Silvia Matos, da FGV, observa que, por enquanto, o mercado está aceitando a perspectiva de um déficit maior do que o previsto pelo governo, mas que esse cenário pode mudar.
"Se o governo não entregar superávit, isso faz com que os prêmios de risco [para financiar a dívida pública brasileira] fiquem mais altos e as curvas de juros não cedam como gostaríamos."
Caso a percepção de risco fiscal aumente, isso pode afetar a taxa de câmbio e pressionar a inflação, limitando o espaço do Banco Central para reduzir a taxa básica de juros – o que impactaria o crescimento e a geração de empregos.
Razões para otimismo
Mas nem tudo é pessimismo nas perspectivas para a economia brasileira à frente.
O Bradesco, por exemplo, lançou em agosto um estudo apontando que é possível que o crescimento potencial do país tenha aumentado – se isso for verdade, o PIB pode surpreender novamente no próximo ano, avaliam os economistas do banco.
O PIB potencial é a capacidade de crescimento do país, uma variável não observável e que, portanto, precisa ser estimada pelos analistas.
Após diversos resultados do PIB acima do esperado nos últimos anos, o banco foi investigar quais as possíveis razões para isso. As análises mostraram que o motivo não estava no comportamento do investimento, nem do consumo, mas sim, possivelmente, no mercado de trabalho.
Antes, o Bradesco estimava que a taxa de desemprego de equilíbrio do país (aquela em que o nível de emprego não contribui para acelerar a inflação) era de 9%, mas agora o banco avalia que ela pode, na verdade, ser mais baixa, de 7,5%.
Segundo Myriã Bast, economista do Bradesco responsável pelo estudo, isso talvez seja fruto da reforma trabalhista de 2017 e também de mudanças na dinâmica do trabalho no pós-pandemia, algo que vem sendo observado em outros países, e não só no Brasil.
"Se tivermos um PIB potencial maior de fato, vamos conseguir no ano que vem uma desaceleração menor [da economia]", diz Bast.

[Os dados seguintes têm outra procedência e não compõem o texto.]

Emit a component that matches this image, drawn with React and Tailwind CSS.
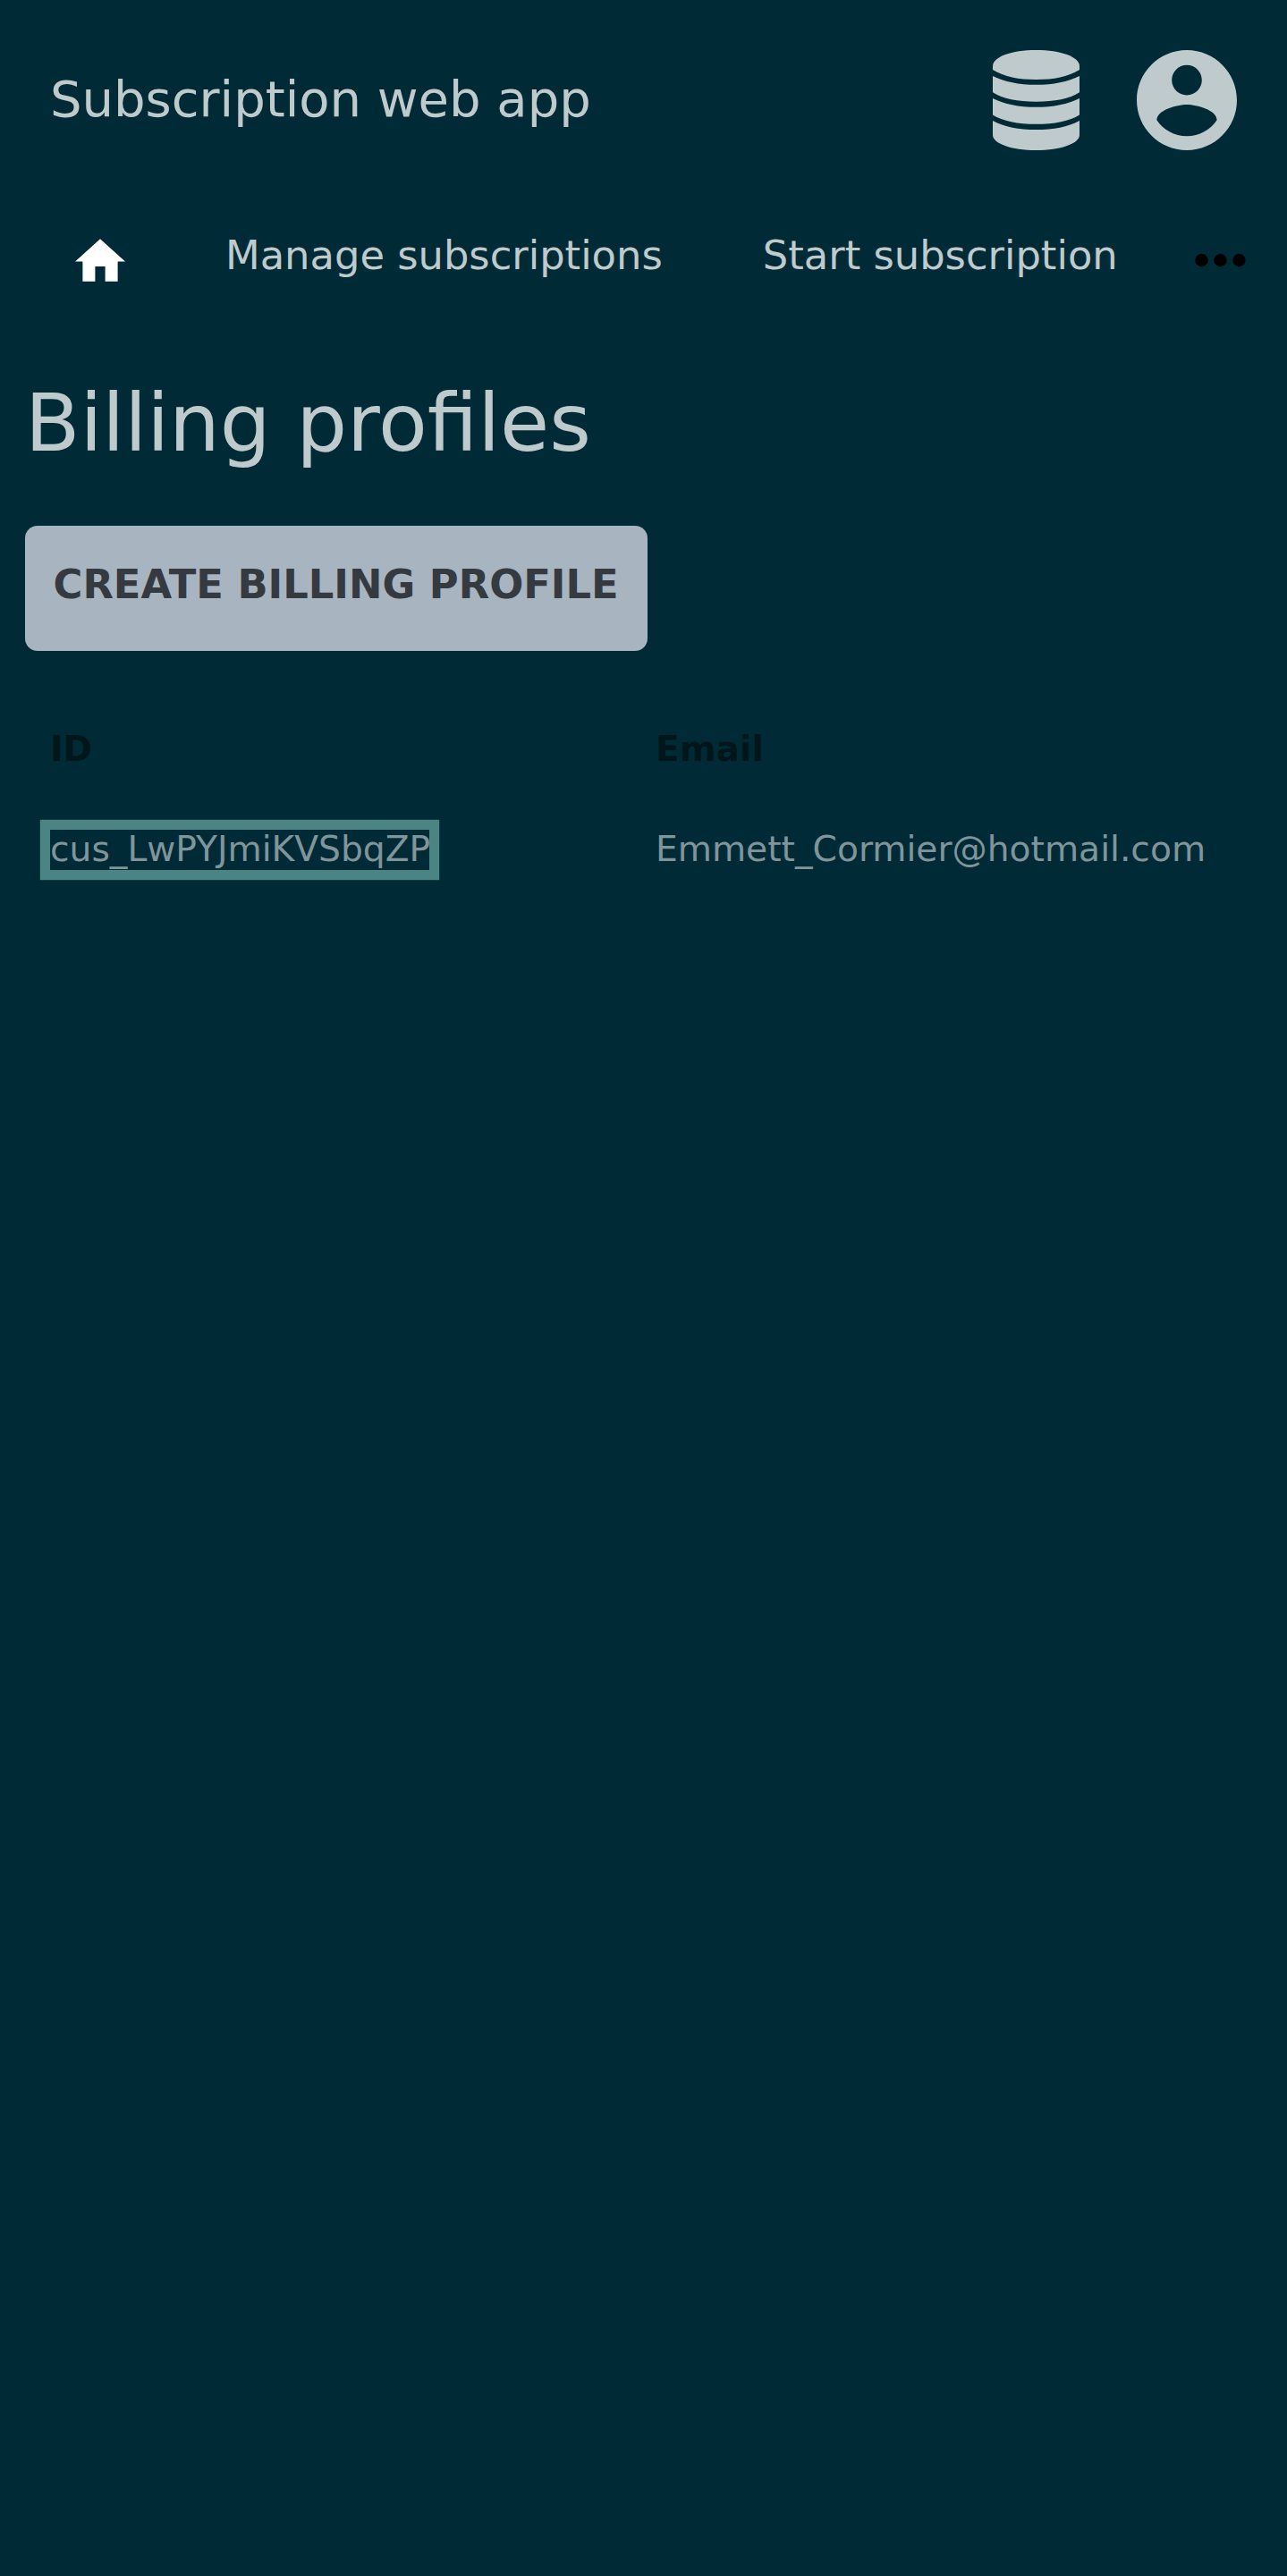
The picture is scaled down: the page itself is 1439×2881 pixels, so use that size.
import React from "react";

const Database = () => (
  <svg viewBox="0 0 97 112" className="h-[112px] w-[97px]" fill="#bfcacd">
    <path d="M0 18C0 7.500 21 0 48.500 0S97 7.500 97 18V22C84 30 68 33 48.500 33S13 30 0 22Z" />
    <path d="M0 29C13 35.500 29 38.800 48.500 38.800S84 35.500 97 29V47.300C86 54.500 69 57.800 48.500 57.800S11 54.500 0 47.300Z" />
    <path d="M0 54C13 60.500 29 63.800 48.500 63.800S84 60.500 97 54V72.500C86 79.500 69 82.800 48.500 82.800S11 79.500 0 72.500Z" />
    <path d="M0 79C13 86 29 89.100 48.500 89.100S84 86 97 79V95C97 104.500 76 112 48.500 112S0 104.500 0 95Z" />
  </svg>
);

const Account = () => (
  <svg viewBox="2 2 20 20" className="size-[112px]" fill="#bfcacd">
    <path d="M12 2C6.480 2 2 6.480 2 12s4.480 10 10 10 10-4.480 10-10S17.520 2 12 2zm0 3c1.660 0 3 1.340 3 3s-1.340 3-3 3-3-1.340-3-3 1.340-3 3-3zm0 14.200c-2.500 0-4.710-1.280-6-3.220.03-1.990 4-3.080 6-3.080 1.990 0 5.970 1.090 6 3.080-1.290 1.940-3.500 3.220-6 3.220z" />
  </svg>
);

export default function App() {
  return (
    <div className="h-[2881px] w-full overflow-hidden bg-[#002b36] font-['DejaVu_Sans',sans-serif] text-[#bfcacd]">
      <header className="flex h-[224px] items-center justify-between px-14">
        <span className="mb-[3px] text-[56px] leading-[84px]">Subscription web app</span>
        <div className="flex items-center gap-[64px]">
          <Database />
          <Account />
        </div>
      </header>
      <nav className="flex h-[123px] items-center">
        <svg viewBox="2 3 20 17" className="mt-[10px] ml-[84px] h-[48px] w-[56px]" fill="#fff">
          <path d="M10 20v-6h4v6h5v-8h3L12 3 2 12h3v8z" />
        </svg>
        <span className="ml-[112px] text-[44.8px] whitespace-nowrap">Manage subscriptions</span>
        <span className="ml-[112px] text-[44.8px] whitespace-nowrap">Start subscription</span>
        <svg viewBox="0 0 58 18" className="mt-[10px] mr-[45px] ml-auto h-[18px] w-[58px]">
          <circle cx="7.500" cy="9" r="7.200" />
          <circle cx="28.500" cy="9" r="7.200" />
          <circle cx="49.500" cy="9" r="7.200" />
        </svg>
      </nav>
      <main className="px-7">
        <h1 className="mt-[72px] text-[89.6px] leading-[108px]">Billing profiles</h1>
        <button className="mt-[61px] flex h-[140px] w-[696.3px] rounded-[14px] bg-[#a8b4c0] pt-[32px] pl-[31.5px] text-[44.8px] leading-[67px] font-bold whitespace-nowrap text-[#343a40]">
          CREATE BILLING PROFILE
        </button>
        <div className="mt-[56px] grid grid-cols-[677px_1fr] text-[39.2px] leading-[57px]">
          <div className="px-7 pt-[25px] font-bold text-[#00161b]">ID</div>
          <div className="px-7 pt-[25px] font-bold text-[#00161b]">Email</div>
          <div className="px-7 pt-[62px] text-[#80959b]">
            <a className="block h-[45px] w-[424px] leading-[43px] shadow-[0_0_0_11.2px_#4a8583]">cus_LwPYJmiKVSbqZP</a>
          </div>
          <div className="px-7 pt-[61px] leading-[45px] text-[#80959b]">Emmett_Cormier@hotmail.com</div>
        </div>
      </main>
    </div>
  );
}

"Todo mundo prevê um PIB menor em 2024 do que em 2023, por alguns motivos: o agro que ajudou muito esse ano e não deve ter o mesmo desempenho ano que vem, e também a política de juros, que ficou elevado por muito tempo esse ano e ainda tira crescimento do ano que vem", enumera a economista.
"Mas se nosso potencial é maior, especialmente por conta dessa taxa de desemprego de equilíbrio mais baixa, devemos ainda ver uma geração de empregos mais forte no ano que vem."
Em julho, a taxa de desemprego do país caiu a 7,9%, menor nível para o período desde 2014, segundo o IBGE. O país tinha então 8,5 milhões de desempregados, 3,8% a menos do que um ano antes.
Sergio Vale, da MB Associados, também avalia que o crescimento em 2024 pode surpreender.
"No ano que vem, commodities não vão crescer na intensidade deste ano, mas a safra ainda deve ser bem positiva – e sem esquecer que a taxa de juros vai estar caindo, o que é outro sinal favorável", cita o economista.
"Tem o efeito de preços de alimentação mais baixos, o que ajuda a população mais pobre, a reforma tributária que é um incentivador aos investimentos – então tem uma economia em 2024 que talvez possa surpreender de novo."